— Required work —
Give a verbatim copy of the lines below, minus the pictures.

===

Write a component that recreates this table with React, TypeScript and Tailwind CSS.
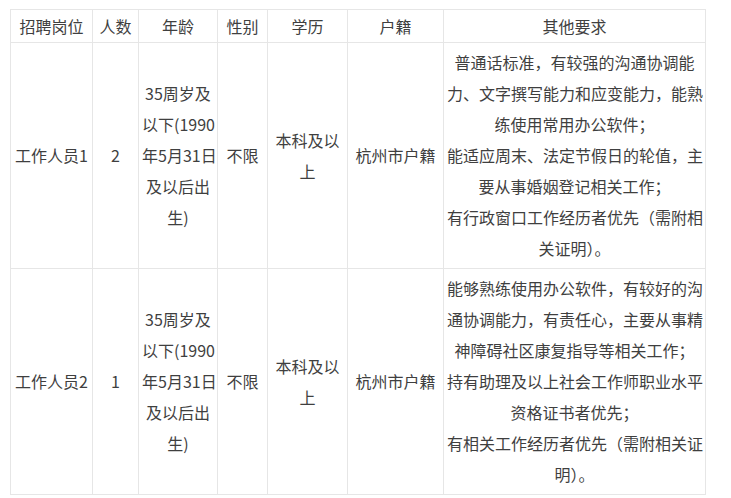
const ageLines = ["35周岁及", "以下(1990", "年5月31日", "及以后出", "生)"];
const eduLines = ["本科及以", "上"];

const rows = [
  {
    post: "工作人员1",
    count: "2",
    other: [
      "普通话标准，有较强的沟通协调能",
      "力、文字撰写能力和应变能力，能熟",
      "练使用常用办公软件；",
      "能适应周末、法定节假日的轮值，主",
      "要从事婚姻登记相关工作；",
      "有行政窗口工作经历者优先（需附相",
      "关证明）。",
    ],
  },
  {
    post: "工作人员2",
    count: "1",
    other: [
      "能够熟练使用办公软件，有较好的沟",
      "通协调能力，有责任心，主要从事精",
      "神障碍社区康复指导等相关工作；",
      "持有助理及以上社会工作师职业水平",
      "资格证书者优先；",
      "有相关工作经历者优先（需附相关证",
      "明）。",
    ],
  },
];

const headers = [
  { label: "招聘岗位", w: "w-[82px]" },
  { label: "人数", w: "w-[46px]" },
  { label: "年龄", w: "w-[79px]" },
  { label: "性别", w: "w-[50px]" },
  { label: "学历", w: "w-[80px]" },
  { label: "户籍", w: "w-[96px]" },
  { label: "其他要求", w: "w-[262px]" },
];

function Lines({ lines }: { lines: string[] }) {
  return (
    <>
      {lines.map((l, i) => (
        <div key={i} className="whitespace-nowrap">
          {l}
        </div>
      ))}
    </>
  );
}

export default function App() {
  const cell = "border border-[#e6e6e6] px-[3px] text-center align-middle";
  return (
    <div
      className="w-[731px] h-[498px] bg-white pt-[9px] pl-[10px] text-[16px] text-[#3f3f3f] leading-[31px]"
      style={{ fontFamily: '"Noto Sans CJK SC", "Noto Sans", sans-serif' }}
    >
      <table className="table-fixed border-collapse w-[695px]">
        <thead>
          <tr className="h-[33px]">
            {headers.map((h) => (
              <th key={h.label} className={`${cell} ${h.w} font-normal py-0`}>
                {h.label}
              </th>
            ))}
          </tr>
        </thead>
        <tbody>
          {rows.map((r) => (
            <tr key={r.post} className="h-[225px]">
              <td className={`${cell} whitespace-nowrap`}>{r.post}</td>
              <td className={cell}>{r.count}</td>
              <td className={cell}>
                <Lines lines={ageLines} />
              </td>
              <td className={cell}>不限</td>
              <td className={cell}>
                <Lines lines={eduLines} />
              </td>
              <td className={`${cell} whitespace-nowrap`}>杭州市户籍</td>
              <td className={`${cell} py-1`}>
                <Lines lines={r.other} />
              </td>
            </tr>
          ))}
        </tbody>
      </table>
    </div>
  );
}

===

— Task response —
Write a component that recreates this table with React, TypeScript and Tailwind CSS.
const ageLines = ["35周岁及", "以下(1990", "年5月31日", "及以后出", "生)"];
const eduLines = ["本科及以", "上"];

const rows = [
  {
    post: "工作人员1",
    count: "2",
    other: [
      "普通话标准，有较强的沟通协调能",
      "力、文字撰写能力和应变能力，能熟",
      "练使用常用办公软件；",
      "能适应周末、法定节假日的轮值，主",
      "要从事婚姻登记相关工作；",
      "有行政窗口工作经历者优先（需附相",
      "关证明）。",
    ],
  },
  {
    post: "工作人员2",
    count: "1",
    other: [
      "能够熟练使用办公软件，有较好的沟",
      "通协调能力，有责任心，主要从事精",
      "神障碍社区康复指导等相关工作；",
      "持有助理及以上社会工作师职业水平",
      "资格证书者优先；",
      "有相关工作经历者优先（需附相关证",
      "明）。",
    ],
  },
];

const headers = [
  { label: "招聘岗位", w: "w-[82px]" },
  { label: "人数", w: "w-[46px]" },
  { label: "年龄", w: "w-[79px]" },
  { label: "性别", w: "w-[50px]" },
  { label: "学历", w: "w-[80px]" },
  { label: "户籍", w: "w-[96px]" },
  { label: "其他要求", w: "w-[262px]" },
];

function Lines({ lines }: { lines: string[] }) {
  return (
    <>
      {lines.map((l, i) => (
        <div key={i} className="whitespace-nowrap">
          {l}
        </div>
      ))}
    </>
  );
}

export default function App() {
  const cell = "border border-[#e6e6e6] px-[3px] text-center align-middle";
  return (
    <div
      className="w-[731px] h-[498px] bg-white pt-[9px] pl-[10px] text-[16px] text-[#3f3f3f] leading-[31px]"
      style={{ fontFamily: '"Noto Sans CJK SC", "Noto Sans", sans-serif' }}
    >
      <table className="table-fixed border-collapse w-[695px]">
        <thead>
          <tr className="h-[33px]">
            {headers.map((h) => (
              <th key={h.label} className={`${cell} ${h.w} font-normal py-0`}>
                {h.label}
              </th>
            ))}
          </tr>
        </thead>
        <tbody>
          {rows.map((r) => (
            <tr key={r.post} className="h-[225px]">
              <td className={`${cell} whitespace-nowrap`}>{r.post}</td>
              <td className={cell}>{r.count}</td>
              <td className={cell}>
                <Lines lines={ageLines} />
              </td>
              <td className={cell}>不限</td>
              <td className={cell}>
                <Lines lines={eduLines} />
              </td>
              <td className={`${cell} whitespace-nowrap`}>杭州市户籍</td>
              <td className={`${cell} py-1`}>
                <Lines lines={r.other} />
              </td>
            </tr>
          ))}
        </tbody>
      </table>
    </div>
  );
}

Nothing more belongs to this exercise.